Roshan Sebastian is an Indian independent musician. He was awarded, The Expressive Singer, in Airtel Super Singer Junior Season 1, which premiered in February 2007 to July 2007. He was also the Runner Up In Vijay TV Airtel Super Singer Junior Season 2, which premiered from 21 June 2009 to 17 June 2010.

== About Roshan Sebastian ==
Roshan Sebastian, born on 19 June 1997 in Kannur, Kerala, is the son of K.D. Sebastian and Mini Sebastian. His mother tongue is Malayalam, but he has spent the majority of his life in Tamil Nadu, first in Coimbatore and currently in Chennai. In 2007, he gained recognition by winning the 'Best Expressive Singer' award in Airtel Super Singer Junior Season 1.

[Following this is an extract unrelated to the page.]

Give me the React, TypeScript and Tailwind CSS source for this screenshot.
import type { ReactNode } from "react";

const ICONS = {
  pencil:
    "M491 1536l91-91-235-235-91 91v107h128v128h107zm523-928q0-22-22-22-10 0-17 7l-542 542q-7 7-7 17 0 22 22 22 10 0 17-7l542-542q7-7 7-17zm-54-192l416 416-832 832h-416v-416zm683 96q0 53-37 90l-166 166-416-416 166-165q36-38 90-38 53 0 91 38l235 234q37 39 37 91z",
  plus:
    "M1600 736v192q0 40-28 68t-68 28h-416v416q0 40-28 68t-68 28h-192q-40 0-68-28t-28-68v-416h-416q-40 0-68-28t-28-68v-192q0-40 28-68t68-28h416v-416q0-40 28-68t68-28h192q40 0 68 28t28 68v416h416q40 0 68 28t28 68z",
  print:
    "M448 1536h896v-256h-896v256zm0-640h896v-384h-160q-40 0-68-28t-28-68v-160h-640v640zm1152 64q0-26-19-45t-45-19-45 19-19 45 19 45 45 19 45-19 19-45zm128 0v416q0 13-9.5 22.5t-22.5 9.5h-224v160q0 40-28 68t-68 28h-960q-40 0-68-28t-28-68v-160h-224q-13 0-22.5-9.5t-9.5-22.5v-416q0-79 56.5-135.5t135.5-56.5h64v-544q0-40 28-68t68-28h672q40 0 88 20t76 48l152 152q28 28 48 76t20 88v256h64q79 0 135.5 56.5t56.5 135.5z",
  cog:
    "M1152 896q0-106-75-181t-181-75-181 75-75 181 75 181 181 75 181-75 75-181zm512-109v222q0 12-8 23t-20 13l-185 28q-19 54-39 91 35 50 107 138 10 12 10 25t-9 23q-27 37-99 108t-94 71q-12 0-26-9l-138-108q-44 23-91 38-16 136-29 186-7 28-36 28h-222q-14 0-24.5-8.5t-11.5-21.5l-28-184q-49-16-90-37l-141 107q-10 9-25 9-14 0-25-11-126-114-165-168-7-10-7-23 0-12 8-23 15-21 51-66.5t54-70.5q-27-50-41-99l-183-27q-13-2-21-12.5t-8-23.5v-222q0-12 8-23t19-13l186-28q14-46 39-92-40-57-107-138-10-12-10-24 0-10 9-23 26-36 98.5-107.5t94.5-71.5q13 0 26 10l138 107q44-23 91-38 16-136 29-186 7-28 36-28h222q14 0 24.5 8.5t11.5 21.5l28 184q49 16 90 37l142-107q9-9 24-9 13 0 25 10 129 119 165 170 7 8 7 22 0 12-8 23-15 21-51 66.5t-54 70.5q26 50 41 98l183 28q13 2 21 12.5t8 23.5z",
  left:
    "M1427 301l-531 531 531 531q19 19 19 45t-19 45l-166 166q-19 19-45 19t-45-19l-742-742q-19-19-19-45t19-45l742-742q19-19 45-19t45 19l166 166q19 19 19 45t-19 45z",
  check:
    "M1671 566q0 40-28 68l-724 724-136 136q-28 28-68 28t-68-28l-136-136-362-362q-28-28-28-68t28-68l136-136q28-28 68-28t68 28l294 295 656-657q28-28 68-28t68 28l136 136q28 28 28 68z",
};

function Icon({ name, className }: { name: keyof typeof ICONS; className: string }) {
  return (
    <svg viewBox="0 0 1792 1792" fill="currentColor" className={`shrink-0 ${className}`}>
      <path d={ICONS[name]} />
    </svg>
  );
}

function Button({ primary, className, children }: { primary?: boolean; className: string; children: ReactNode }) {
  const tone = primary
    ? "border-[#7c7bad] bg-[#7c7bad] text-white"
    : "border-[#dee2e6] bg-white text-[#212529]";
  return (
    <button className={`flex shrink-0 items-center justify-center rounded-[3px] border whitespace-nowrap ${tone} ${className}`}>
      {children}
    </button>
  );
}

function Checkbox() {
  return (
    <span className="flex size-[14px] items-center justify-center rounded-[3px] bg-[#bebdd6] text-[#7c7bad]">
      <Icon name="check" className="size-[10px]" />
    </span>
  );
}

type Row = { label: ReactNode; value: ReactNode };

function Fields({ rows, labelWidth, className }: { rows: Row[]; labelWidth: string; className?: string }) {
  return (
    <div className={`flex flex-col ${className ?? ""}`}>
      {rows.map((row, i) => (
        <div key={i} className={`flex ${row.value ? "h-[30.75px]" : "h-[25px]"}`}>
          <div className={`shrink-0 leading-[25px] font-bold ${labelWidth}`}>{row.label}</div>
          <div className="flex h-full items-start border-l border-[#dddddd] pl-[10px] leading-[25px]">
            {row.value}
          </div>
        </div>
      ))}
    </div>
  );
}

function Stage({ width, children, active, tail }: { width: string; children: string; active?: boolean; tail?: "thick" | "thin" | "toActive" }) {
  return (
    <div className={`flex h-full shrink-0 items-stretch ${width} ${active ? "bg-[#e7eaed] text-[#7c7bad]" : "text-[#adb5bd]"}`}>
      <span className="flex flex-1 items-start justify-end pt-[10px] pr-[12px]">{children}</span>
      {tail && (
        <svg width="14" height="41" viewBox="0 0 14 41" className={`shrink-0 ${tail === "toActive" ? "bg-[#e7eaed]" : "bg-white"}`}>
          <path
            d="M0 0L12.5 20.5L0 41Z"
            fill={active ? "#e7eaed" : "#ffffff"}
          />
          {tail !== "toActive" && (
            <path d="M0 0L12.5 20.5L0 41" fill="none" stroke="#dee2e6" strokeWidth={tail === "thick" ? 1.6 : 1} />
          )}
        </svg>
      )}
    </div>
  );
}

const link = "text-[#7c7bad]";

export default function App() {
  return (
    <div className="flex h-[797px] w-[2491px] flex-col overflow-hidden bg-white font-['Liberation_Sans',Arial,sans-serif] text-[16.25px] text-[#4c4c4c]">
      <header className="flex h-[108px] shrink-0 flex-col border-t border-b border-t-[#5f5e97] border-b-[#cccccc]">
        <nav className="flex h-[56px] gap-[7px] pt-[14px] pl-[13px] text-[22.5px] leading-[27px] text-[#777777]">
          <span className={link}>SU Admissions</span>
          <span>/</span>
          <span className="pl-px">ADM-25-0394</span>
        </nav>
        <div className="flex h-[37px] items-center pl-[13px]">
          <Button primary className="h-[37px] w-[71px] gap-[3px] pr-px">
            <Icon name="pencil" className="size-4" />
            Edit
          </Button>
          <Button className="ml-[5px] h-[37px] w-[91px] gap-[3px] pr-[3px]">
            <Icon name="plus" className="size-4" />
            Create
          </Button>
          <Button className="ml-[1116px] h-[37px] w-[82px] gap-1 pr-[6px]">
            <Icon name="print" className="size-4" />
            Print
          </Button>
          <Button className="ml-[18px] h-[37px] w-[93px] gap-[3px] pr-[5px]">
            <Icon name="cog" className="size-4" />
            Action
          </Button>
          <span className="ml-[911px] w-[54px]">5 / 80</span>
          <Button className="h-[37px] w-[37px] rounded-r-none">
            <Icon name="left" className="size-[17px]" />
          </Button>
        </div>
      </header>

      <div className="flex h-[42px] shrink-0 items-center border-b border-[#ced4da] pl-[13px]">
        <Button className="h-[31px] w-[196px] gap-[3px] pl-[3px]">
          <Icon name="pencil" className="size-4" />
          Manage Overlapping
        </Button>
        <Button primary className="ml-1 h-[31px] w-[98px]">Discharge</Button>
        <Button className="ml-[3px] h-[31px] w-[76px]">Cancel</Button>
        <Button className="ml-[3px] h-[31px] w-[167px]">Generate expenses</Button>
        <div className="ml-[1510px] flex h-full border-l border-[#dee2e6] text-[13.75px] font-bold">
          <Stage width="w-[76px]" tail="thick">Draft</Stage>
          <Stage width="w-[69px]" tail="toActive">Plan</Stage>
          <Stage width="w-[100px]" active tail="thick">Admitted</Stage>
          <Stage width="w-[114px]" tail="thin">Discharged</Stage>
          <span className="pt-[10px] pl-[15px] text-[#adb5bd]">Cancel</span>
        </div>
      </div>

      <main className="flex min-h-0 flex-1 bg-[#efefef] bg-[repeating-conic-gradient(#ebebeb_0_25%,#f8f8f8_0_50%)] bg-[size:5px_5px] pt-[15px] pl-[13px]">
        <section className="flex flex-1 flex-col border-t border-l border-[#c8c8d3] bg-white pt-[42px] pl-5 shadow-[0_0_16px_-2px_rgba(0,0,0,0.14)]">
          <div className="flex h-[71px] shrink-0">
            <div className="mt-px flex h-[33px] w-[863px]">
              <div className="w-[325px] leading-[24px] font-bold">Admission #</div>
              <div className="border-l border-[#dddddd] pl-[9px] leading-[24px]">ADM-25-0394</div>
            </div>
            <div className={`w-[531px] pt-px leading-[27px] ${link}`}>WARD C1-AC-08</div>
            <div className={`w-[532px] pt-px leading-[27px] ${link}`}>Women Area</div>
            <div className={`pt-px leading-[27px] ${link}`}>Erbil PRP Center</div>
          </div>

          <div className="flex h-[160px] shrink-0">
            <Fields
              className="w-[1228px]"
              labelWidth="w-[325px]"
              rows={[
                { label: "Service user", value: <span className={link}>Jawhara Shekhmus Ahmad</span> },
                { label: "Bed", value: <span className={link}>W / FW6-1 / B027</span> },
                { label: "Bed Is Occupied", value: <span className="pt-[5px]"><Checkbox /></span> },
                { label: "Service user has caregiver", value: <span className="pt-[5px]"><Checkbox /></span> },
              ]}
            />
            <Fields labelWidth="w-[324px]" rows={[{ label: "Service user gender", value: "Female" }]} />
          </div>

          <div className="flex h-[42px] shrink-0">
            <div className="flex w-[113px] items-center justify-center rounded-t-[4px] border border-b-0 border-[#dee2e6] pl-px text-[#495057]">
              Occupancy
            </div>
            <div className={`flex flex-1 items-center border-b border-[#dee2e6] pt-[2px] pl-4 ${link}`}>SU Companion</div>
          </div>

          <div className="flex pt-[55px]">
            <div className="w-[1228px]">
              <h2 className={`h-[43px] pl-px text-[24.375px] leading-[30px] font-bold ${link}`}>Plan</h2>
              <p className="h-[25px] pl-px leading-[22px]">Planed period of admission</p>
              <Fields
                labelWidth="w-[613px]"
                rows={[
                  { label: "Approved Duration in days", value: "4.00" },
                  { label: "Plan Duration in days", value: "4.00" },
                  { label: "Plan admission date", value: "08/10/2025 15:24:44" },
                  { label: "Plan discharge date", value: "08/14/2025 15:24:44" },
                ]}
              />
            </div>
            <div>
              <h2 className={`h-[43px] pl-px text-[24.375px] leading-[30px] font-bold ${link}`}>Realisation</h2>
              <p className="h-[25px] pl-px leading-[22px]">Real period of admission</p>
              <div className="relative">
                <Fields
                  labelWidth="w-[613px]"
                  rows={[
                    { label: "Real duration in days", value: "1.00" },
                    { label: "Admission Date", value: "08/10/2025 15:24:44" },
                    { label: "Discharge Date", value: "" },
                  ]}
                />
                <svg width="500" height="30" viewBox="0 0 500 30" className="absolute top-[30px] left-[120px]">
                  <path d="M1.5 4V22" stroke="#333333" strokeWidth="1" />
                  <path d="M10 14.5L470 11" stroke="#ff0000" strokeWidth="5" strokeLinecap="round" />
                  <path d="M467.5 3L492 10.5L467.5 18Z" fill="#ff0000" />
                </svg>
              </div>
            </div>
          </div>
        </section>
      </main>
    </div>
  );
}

He completed his graduation from Loyola College, Chennai, in 2018. He has studied Hindusthani vocals under Shri Kuldeep Sagar, achieving a Senior Diploma, and has also trained in piano with Shri Sadanandam, a guitarist associated with renowned music director Ilayaraja. Following his graduation, he pursued a course in Music Production and Audio Engineering under Shri Hentry Kuruvila, who has worked as a programmer for A.R. Rahman. As of now, Roshan is active as a Music Producer and Audio Engineer in the film industry.

==Career==
He entered Airtel Super Singer Junior Season 1 in the year, 2007, and became the semi-finalist and was awarded Best Expressive Singer. Followed by that in the year, 2008, he participated in Gandharva Sangeetham in Kairali TV and became the first runner up and received Yesudas Award from the legend Dr.K. J. Yesudas. In the year, 2009, he again participated in Vijay TV Airtel Super Singer Junior (season 2) and was among the top 5 finalists. He is also nicknamed as Paadum Ilaya Nila — the senior paadum nila being none other than legendary S. P. Balasubrahmanyam. In June 2021, he lend his vocals for a Telugu music video "Daare Leda" , composed by Vijai Bulganin, written by KK and featuring Satyadev and Roopa Koduvayur. It is produced by Nani. The music video was released in Tamil as "Vaanam Thoandraadhoa".

==Achievements==
- Roshan won second place in Kairali Gandharva Sangeetham competition and received "Yesudas Award" from the legend Dr.K. J. Yesudas.
- In the semi-finals of Airtel Super Singer Junior 1, Roshan was awarded "Best Expressive Singer".
- Roshan was among the top 3 finalists on Airtel Super Singer Junior 2
- He is also nicknamed as "Paadum Ilaya Nila"—the senior paadum nila being none other than legendary SP Balasubramaniam.